C’est bien là que se situe le problème et les incompréhensions. Être une super performeuse qui plaît aux hommes, tirer la langue, montrer ses seins en public ne fait pas d’une femme une traînée, une idiote ou une victime. Mais ça n’en fait pas non plus une féministe. En mettant au même niveau le combat pour l’égalité et le droit à disposer librement de son corps, ces stars choquent plus qu’elles ne fédèrent. Pourtant, tout ça est très travaillé.
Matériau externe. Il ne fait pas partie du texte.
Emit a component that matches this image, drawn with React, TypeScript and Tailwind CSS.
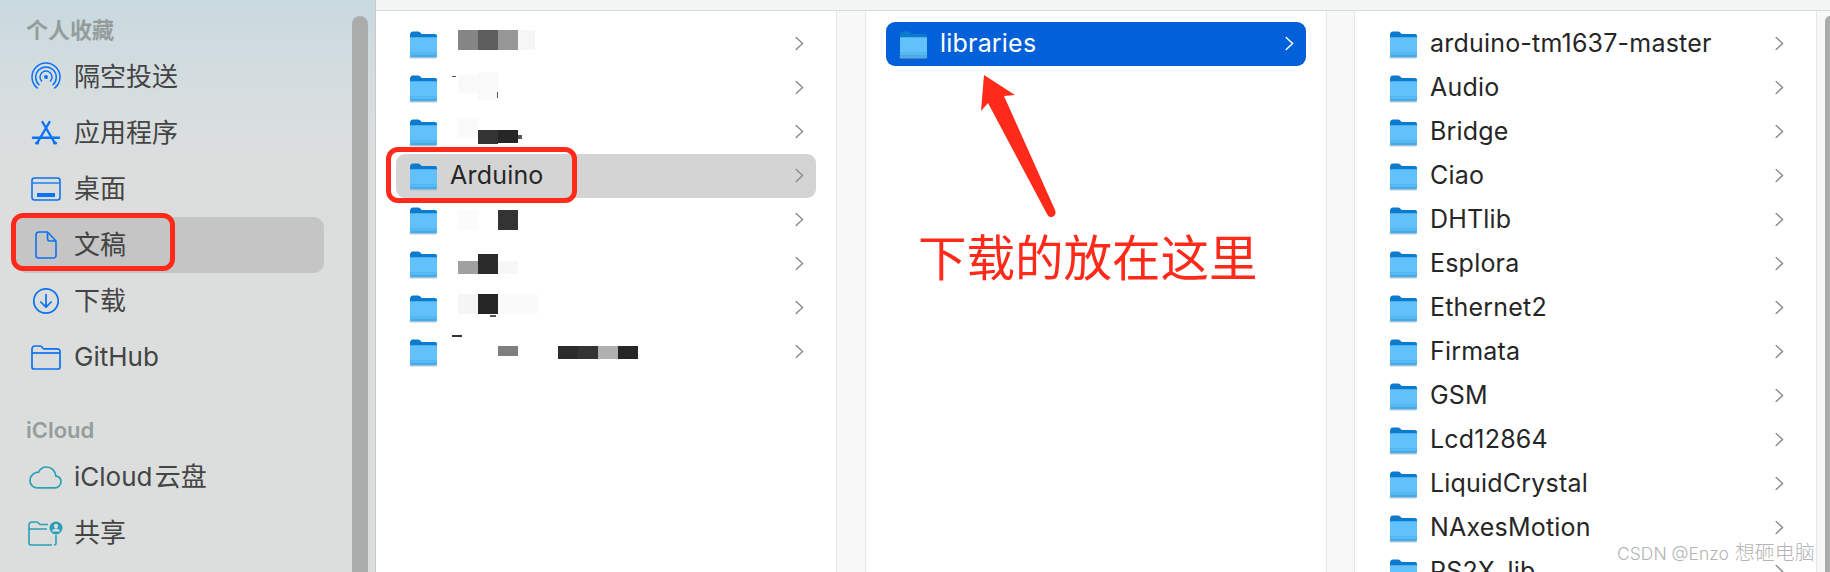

Il ne faut pas oublier que derrière chaque déclaration d’une mégastar, il y a une armada de pros de la communication. Avant, on parlait de “ trash “ ou de “ pas trash “. Comme pour Madonna qui était “juste“ considérée comme provocatrice et libérée. Mais ça ne suffit plus. Pour le moment, les sujets qui font réagir, et donc vendre, sont l’obésité et le féminisme. Ça se ressent concrètement dans les choix stratégiques des artistes. Des exemples ? Quand Lily Allen sort son “Hard Out Here“, elle ne se contente pas d’une chanson et d’un clip qui sonnent bien. Elle en profite pour dénoncer le sexisme dans le milieu musical et lance une polémique. Quand Miley fait une performance dans une émission télé, on en parle pendant quelques jours. Si elle justifie son geste par un engagement – le féminisme, en l’occurrence –, les “pour“ et les “contre“ s’en mêlent et on en parle pendant des semaines. C’est tout bénéf’. »
* Qui souhaite conserver l’anonymat.